ところが、そんな中国でいま“隠れ飢餓”という聞きなれない言葉が静かに広がっているという。“隠れ飢餓”とは、満腹であっても栄養が足りていない状態をさしてつかわれる言葉で、真っ先に思い浮かべるのが偏った食事だ。
9月3日付で『中国新聞ネット』にアップされた記事、「中国の“隠れ飢餓”人口は、3億人にも達する」は、そのことを強く警告したものだった。
記事の中で警鐘を鳴らしているのは、中国工程院の博士で中国農業科学院副院長の万建民氏である。万氏によると、2015年、中国の食糧生産は6億トンに達しており、すでに全国民が十分に腹を満たすことのできるレベルにある。
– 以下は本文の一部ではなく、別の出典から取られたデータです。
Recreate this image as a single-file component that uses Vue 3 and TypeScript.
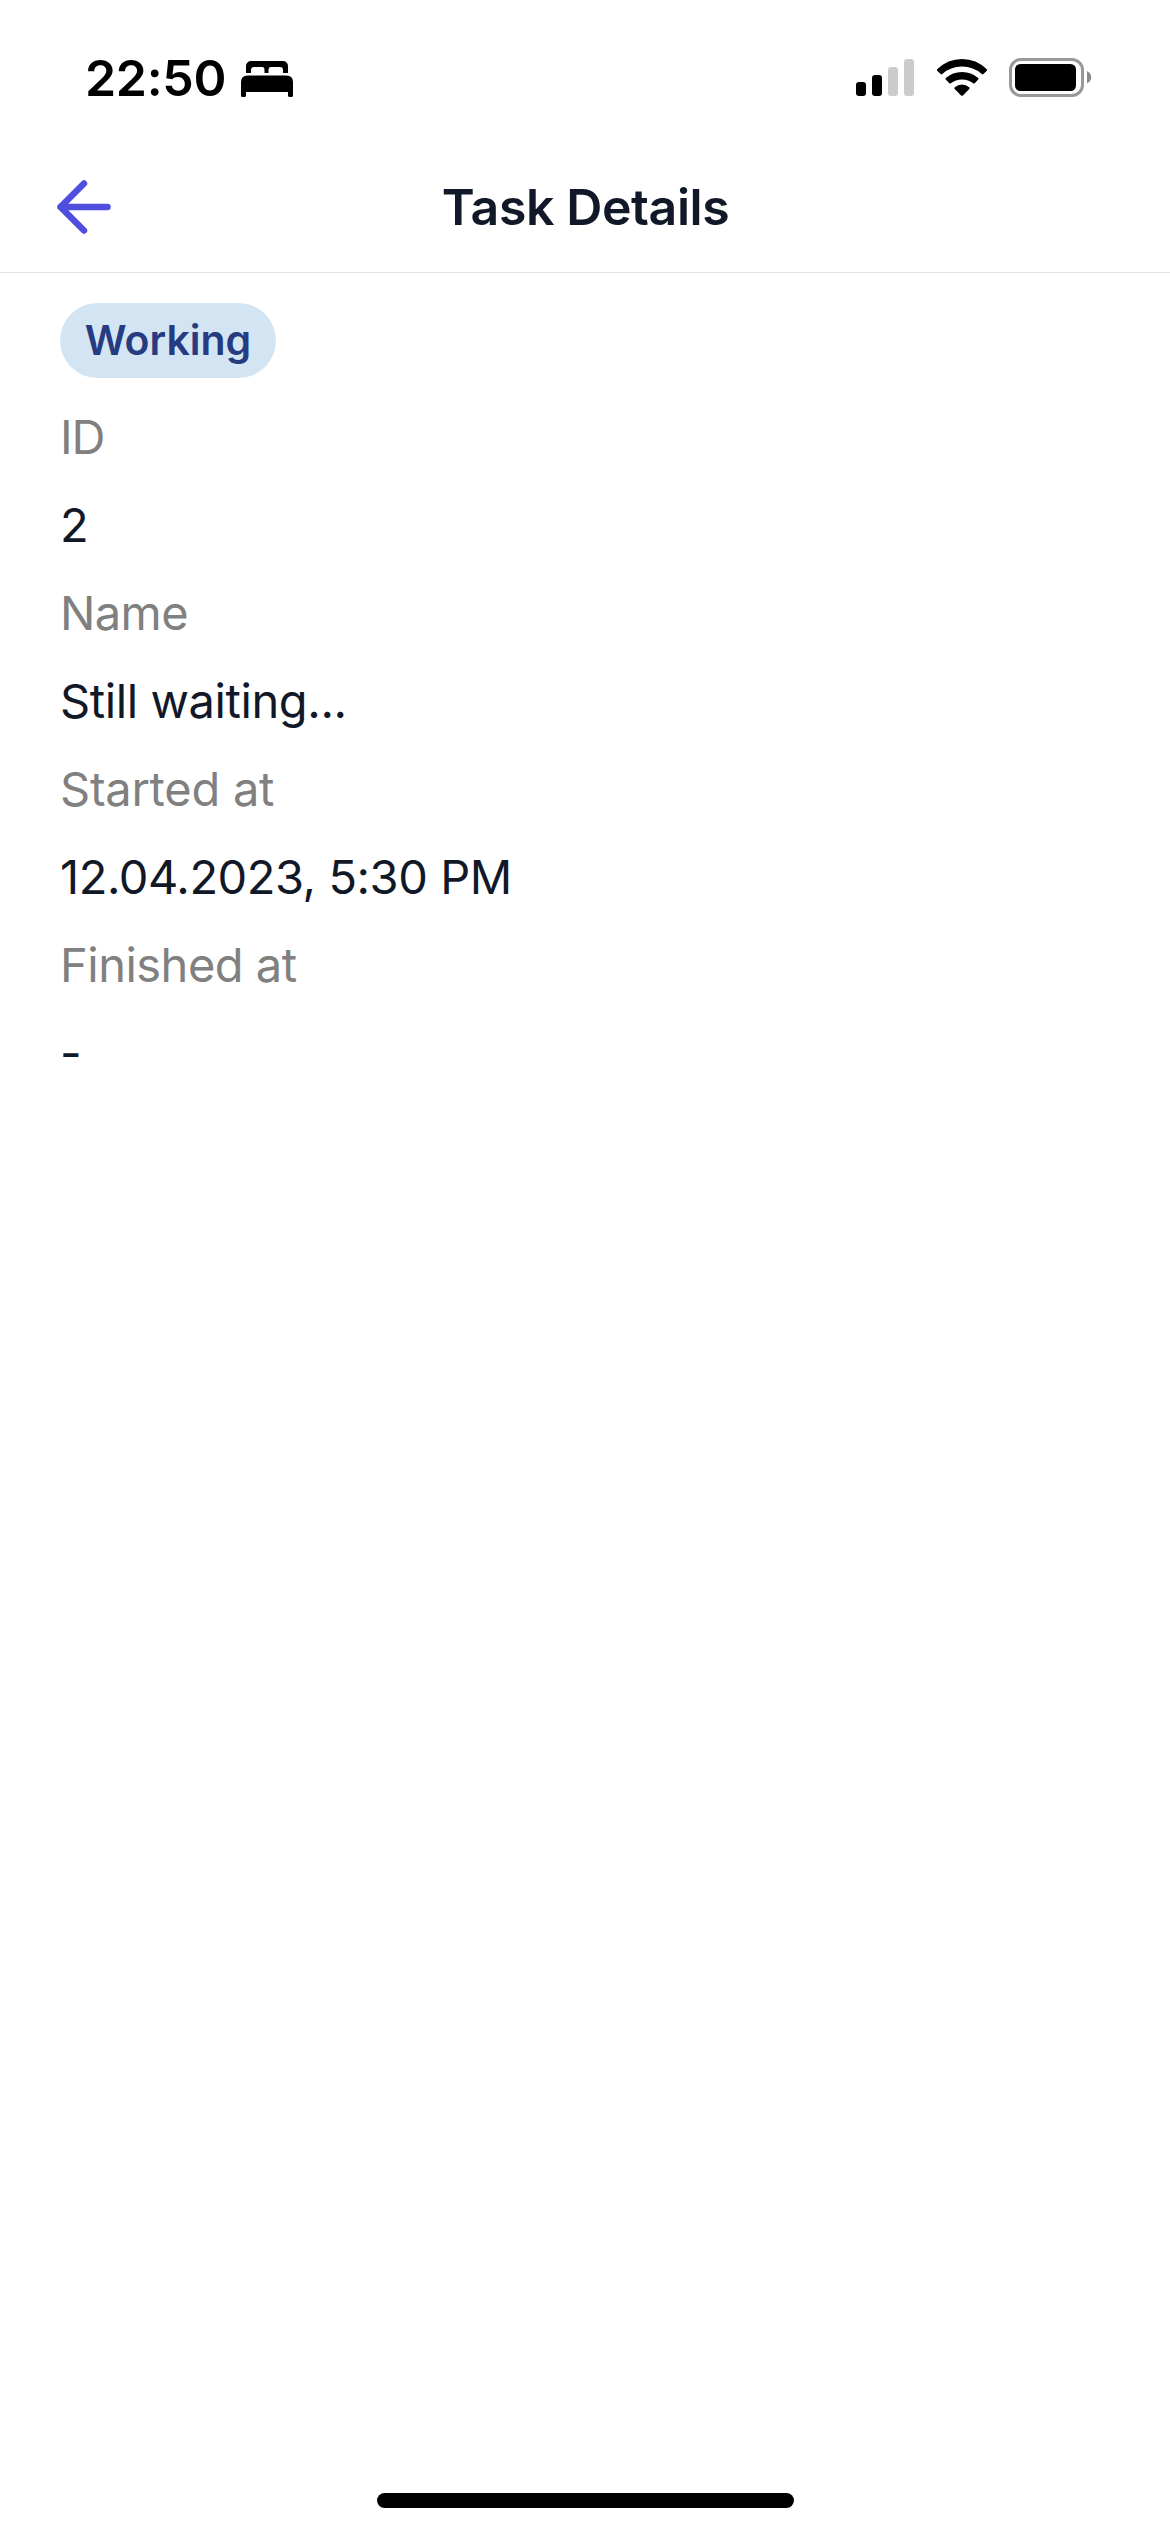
<script setup lang="ts">
interface Line {
  text: string
  kind: 'label' | 'value'
  spacing: number
}

const time = '22:50'
const title = 'Task Details'
const status = 'Working'

const lines: Line[] = [
  { text: 'ID', kind: 'label', spacing: -1 },
  { text: '2', kind: 'value', spacing: 0 },
  { text: 'Name', kind: 'label', spacing: -0.6 },
  { text: 'Still waiting...', kind: 'value', spacing: -0.4 },
  { text: 'Started at', kind: 'label', spacing: -0.25 },
  { text: '12.04.2023, 5:30 PM', kind: 'value', spacing: -0.45 },
  { text: 'Finished at', kind: 'label', spacing: -0.5 },
  { text: '-', kind: 'value', spacing: 0 },
]
</script>

<template>
  <div class="screen">
    <div class="status-bar">
      <div class="clock">
        <span class="time">{{ time }}</span>
        <svg class="bed" width="52" height="36" viewBox="0 0 52 36">
          <path d="M5 12V5a5 5 0 0 1 5-5h32a5 5 0 0 1 5 5v7h-5V9q0-3-3-3H30q-2.500 0-2.500 3v3h-4V9q0-3-2.500-3h-8q-3 0-3 3v3z" />
          <path d="M0 34.500V21q0-6.500 6.500-6.500h39q6.500 0 6.500 6.500v13.500q0 1.500-1.500 1.500H48.500q-1.500 0-1.500-1.500V31H5v3.500Q5 36 3.500 36h-2Q0 36 0 34.500z" />
        </svg>
      </div>
      <div class="indicators">
        <svg width="58" height="38" viewBox="0 0 58 38">
          <rect x="0" y="23" width="10" height="14" rx="3" />
          <rect x="16" y="16" width="10" height="21" rx="3" />
          <rect class="dim" x="32" y="8" width="10" height="29" rx="3" />
          <rect class="dim" x="48" y="0" width="10" height="37" rx="3" />
        </svg>
        <svg class="wifi" width="52" height="38" viewBox="935.500 59 52 38">
          <path d="M936.700 69.300Q947 59 961.500 59T986.300 69.300q.7.800 0 1.500l-3.400 3.300q-.8.800-1.600 0Q973 66.600 961.500 66.600T941.700 74.100q-.8.800-1.600 0l-3.400-3.300q-.7-.7 0-1.500z" />
          <path d="M945.300 78.100Q952 72 961.500 72T977.700 78.100q.8.800 0 1.500l-3.500 3.600q-.7.700-1.500 0Q968 79.400 961.500 79.400T950.300 83.200q-.8.700-1.500 0l-3.500-3.600q-.8-.7 0-1.500z" />
          <path d="M954.300 87.200Q957.500 84.600 961.500 84.600T968.700 87.200q1 .8.100 1.700l-6.400 6.500q-.9.900-1.800 0l-6.400-6.500q-.9-.9.100-1.700z" />
        </svg>
        <svg class="battery" width="83" height="39" viewBox="0 0 83 39">
          <rect class="shell" x="1.500" y="1.500" width="72" height="36" rx="10.500" />
          <rect x="6" y="6" width="61" height="27" rx="5.500" />
          <path class="cap" d="M78 13q4.200 2.200 4.200 6.300T78 25.500z" />
        </svg>
      </div>
    </div>

    <header class="header">
      <button class="back" type="button" aria-label="Back">
        <svg width="54" height="54" viewBox="0 0 54 54">
          <path d="M50.500 27H3.500M27 3.500L3.500 27 27 50.500" />
        </svg>
      </button>
      <h1 class="title">{{ title }}</h1>
    </header>

    <main class="content">
      <span class="badge">{{ status }}</span>
      <div
        v-for="line in lines"
        :key="line.text"
        :class="['line', line.kind]"
        :style="{ letterSpacing: line.spacing + 'px' }"
      >{{ line.text }}</div>
    </main>

    <div class="home-indicator"></div>
  </div>
</template>

<style>
body {
  margin: 0;
  background: #fff;
}
</style>

<style scoped>
.screen {
  display: flex;
  flex-direction: column;
  width: 1170px;
  height: 2532px;
  background: #fff;
  color: #111827;
  font-family: Inter, "Liberation Sans", sans-serif;
  overflow: hidden;
}
.status-bar {
  display: flex;
  justify-content: space-between;
  box-sizing: border-box;
  height: 141px;
  padding: 58px 78px 0 85px;
  color: #000;
}
.clock {
  display: flex;
  align-items: flex-start;
}
.time {
  width: 156px;
  font-size: 50px;
  font-weight: 600;
  line-height: 40px;
  letter-spacing: -0.3px;
  white-space: nowrap;
}
.bed {
  margin-top: 3px;
}
.indicators {
  display: flex;
  align-items: flex-start;
}
.indicators svg:first-child,
.wifi {
  margin-top: 1px;
}
.wifi {
  margin-left: 22px;
}
.battery {
  margin-left: 21px;
}
.dim {
  fill: #ccc;
}
.shell {
  fill: none;
  stroke: #999;
  stroke-width: 3;
}
.cap {
  fill: #8c8c8c;
}
.header {
  display: grid;
  grid-template-columns: 120px 1fr 120px;
  align-items: center;
  box-sizing: border-box;
  height: 132px;
  border-bottom: 1px solid #e2e3ea;
}
.back {
  display: flex;
  margin: 0 0 0 57px;
  padding: 0;
  border: 0;
  background: none;
}
.back path {
  fill: none;
  stroke: #504edc;
  stroke-width: 6.5;
  stroke-linecap: round;
  stroke-linejoin: round;
}
.title {
  margin: 0;
  padding-left: 1px;
  font-size: 50px;
  font-weight: 600;
  line-height: 60px;
  text-align: center;
  letter-spacing: -0.4px;
}
.content {
  display: flex;
  flex: 1;
  flex-direction: column;
  align-items: flex-start;
  padding: 30px 60px 0;
}
.badge {
  box-sizing: border-box;
  width: 216px;
  height: 75px;
  margin-bottom: 15px;
  border-radius: 38px;
  background: #d3e5f3;
  color: #263b80;
  font-size: 41px;
  font-weight: 600;
  line-height: 74px;
  text-align: center;
}
.line {
  height: 88px;
  font-size: 47px;
  line-height: 88px;
  white-space: nowrap;
}
.label {
  color: #808080;
}
.home-indicator {
  align-self: center;
  width: 417px;
  height: 15px;
  margin-bottom: 24px;
  border-radius: 8px;
  background: #000;
}
</style>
しかし、食の「質」の問題はまだ多くの問題を抱えていて、長期にわたり栄養が少しずつ不足し続けることによって引き起こされるさまざまな体の不調が問題になりつつあるというのだ。
人間には炭水化物、脂肪、たんぱく質などの主要な栄養のほかに16種の鉱物、13種のビタミンを必要としている。これらが不足していると小児や妊婦の死亡率を引き上げるという。
万氏は、自ら訪れた農村部を例に、「その栄養の問題は10年前からほとんど改善されていない」と指摘する。極貧人口7000万人と合わせて中国には頭の痛い問題だ。